Deneyimleyerek yaşamaktan daha güzel bir şey yok bana kalırsa. Var ve yok gibi
yaşamaktansa ikisini bir olarak görmek; ya o ya bu demek yerine; her ikisi de
demek daha doğru olabilir mi acaba? Yaşam ve ölüm bir bütün olabilir mi?

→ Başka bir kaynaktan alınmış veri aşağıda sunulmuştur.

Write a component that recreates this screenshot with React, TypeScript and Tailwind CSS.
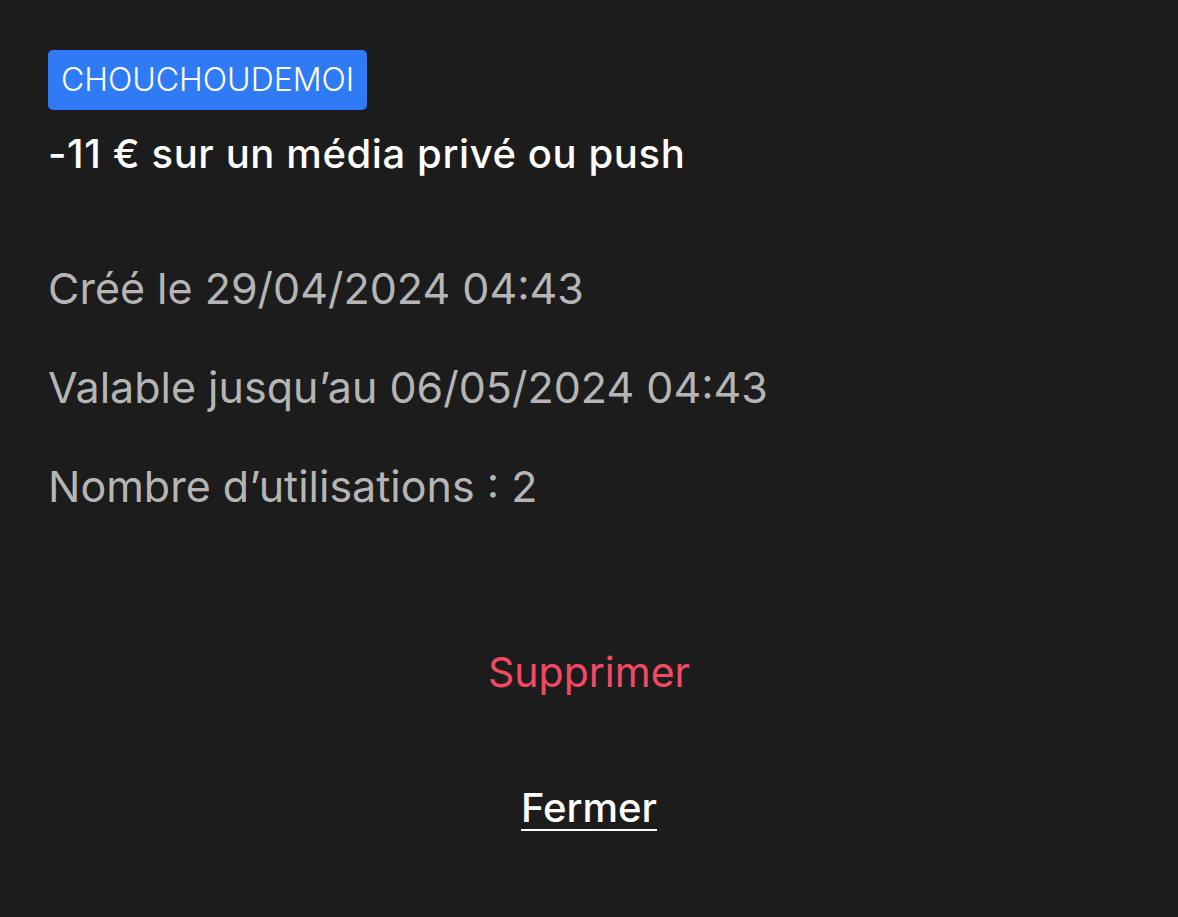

Ölümden korkmadan yaşamak mümkün mü?
Bana göre mümkün. Her
güne yaşantımın yeni bir günü olarak başlıyorum. Dün yaşandı ve bitti. Bu sabah
kalktım ve yaşıyorum. Gece yatana kadar da bu gün benim. Onu değerlendirmek ve
keyif almak benim irademde. Ne istersem ertelemeden yaparım. Ertelersem kafamda
sorular kalır. Kafamda sorular kalırsa an’ımı hakkıyla yaşayamam. Günümü
bitirip yatarken veya ertesi sabah, soruların bilincimi bulandırmasına izin
vermiş isem geleceğimdeki an’ımdan avans almaya başlamış olurum. Kafamdaki tüm sorular
ve yanıtları an’da gelmeli ve bitmeli. Ben böyle yapıyorum. Ertelediğim ve
gerçek olmayan bir dizi olay için günümü heba etmiyorum. Hakkıyla yaşıyorum. En
azından ölüm geldiğinde kafamda sorularla kala kalmam diyorum kendi kendime. Ölümün bile keyfini
çıkarmaya çalışırım. Garip ama böyle düşünüyorum. Korkmuyorum ondan. Ölümden
korkmak kendini yaşamda kısıtlamaktır. Ben böyle hissediyorum.
Ertelemeden yaratmaya
devam ediyorum, yaşamımı oluşturuyorum ve yaşantıma tanık oluyorum. Bilinmeyen
beni ürkütmüyor. Bilmeyi seçiyorum. Farklı bir bilinci seçiyorum. Her zaman
yaşamın içinde olmayı seçiyorum ve yaşamla akıyorum. Böylece hep huzurla var
oluyorum. Ben hep buradaydım zaten. Ara sıra gidip geliyorum farklı zamanlarda,
farklı yerlere. Yaşam hep devam ediyor.
Sevgiyle kalın,
Sy
Not: Bu yazı çok
sevdiğim birinin anısına yazılmıştır. Ruhuna selam olsun.